Chefin der Gauck-Behörde will mit Richtlinie den Streit um Stasiakten entschärfen. Heute Treffen mit Abgeordneten

BERLIN taz ■ Unter Hochdruck wird in der Gauck-Behörde an einer Richtlinie gearbeitet, die bei der Herausgabe von Stasi-Akten zusätzliche Rechtssicherheit schaffen soll. Heute Vormittag wird es in Berlin zu einem Treffen der Bundesbeauftragten für das Stasi-Unterlagengesetz, Marianne Birthler, mit den Berichterstattern von SPD, Union, den FDP und Grünen des Bundestags-Innenausschusses kommen. Dabei werde es nicht allein, aber auch um die „Eckpunkte einer Richtlinie“ geben, sagte der Sprecher der Behörde, Christian Booß gestern gegenüber der taz.

Als nicht auszuschließen gilt, dass die Richtlinie noch vor dem Sommer von Birthler für ihre Behörde erlassen wird. Hintergrund für die Ausarbeitung der jetzigen Vorschläge ist der Streit um die Herausgabe der Stasi-Akten von Helmut Kohl. Gegen eine Veröffentlichung hat der Exkanzler vor geraumer Zeit Klage eingereicht, die am 4. Juli vor dem Berliner Verwaltungsgericht verhandelt wird. Kohl pocht auf seine Persönlichkeitsrechte und hält die Herausgabe von Material, das mit rechtswidrigen Methoden erworben wurde, für unzulässig.

Im Kern dreht sich Birthlers Richtlinie, deren Details noch nicht zur Gänze gelöst sind, um zwei Dinge: zum einen sollen Personen der Zeitgeschichte darüber informiert werden, wenn Journalisten bei der Behörde um Akteneinsicht angefragt haben. Dies war in der Vergangenheit nicht immer der Fall, worüber sich manche Betroffene, wie etwa Sachsen-Anhalts Ministerpräsident Reinhard Höppner, beschwert hatten. Zudem will die Behörde stärker als bisher darauf achten, ob die Anfragen tatsächlich in einem nachvollziehbaren Zusammenhang mit dem Ziel einer Aufarbeitung der Stasitätigkeit stehen. In letzter Zeit, so Sprecher Booß, habe es eine „auffällige Häufung“ von journalistischen Anfragen gegeben, die offensichtlich weniger die Arbeit der Staatssicherheit, als vielmehr Vorgänge der früheren Bundesrepublik betreffen. Manche Details der Richtlinie gelten als komplex. So muss beispielsweise geklärt werden, wie mit jenen Fällen umgegangen wird, in denen keine Anschriften von Betroffenen mehr vorhanden sind.

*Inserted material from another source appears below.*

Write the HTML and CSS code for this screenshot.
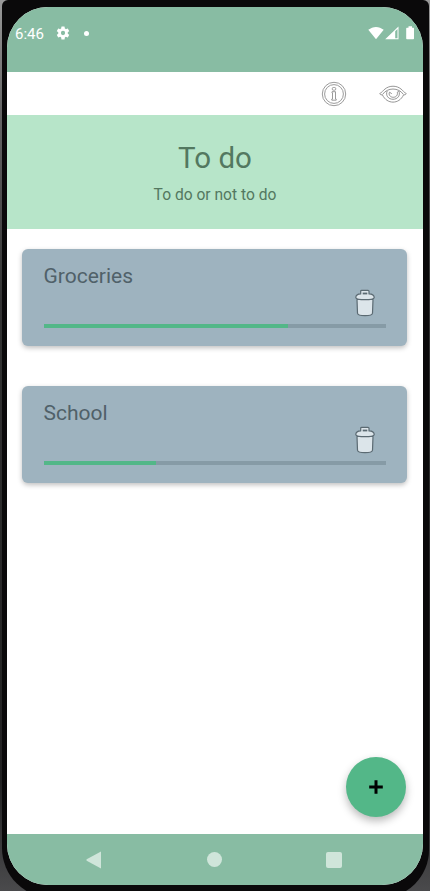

Eine zentrale Frage ist das Spannungsverhältnis zwischen der Schutzwürdigkeit des Persönlichkeitsrechts des Betroffenen und den Interessen der Allgemeinheit: Kann der Betroffene nach Erhalt der Information, dass seine Akten von Medien nachgefragt werden, sofort vor Gericht ziehen oder werden seine Einwände gegen eine Herausgabe nochmals von der Behörde angehört und erst dann entschieden? Gibt es eine Frist, in der der Betroffene seinen Einspruch gegen eine Aktenherausgabe geltend machen kann? Und wenn ja, wie lange währt die Frist? Über derartige noch zu lösende Probleme und den Zwischenstand jener „Eckwerte für eine Richtlinie“ will Birthler heute um 10 Uhr die Vertreter des Innenausschussses informieren.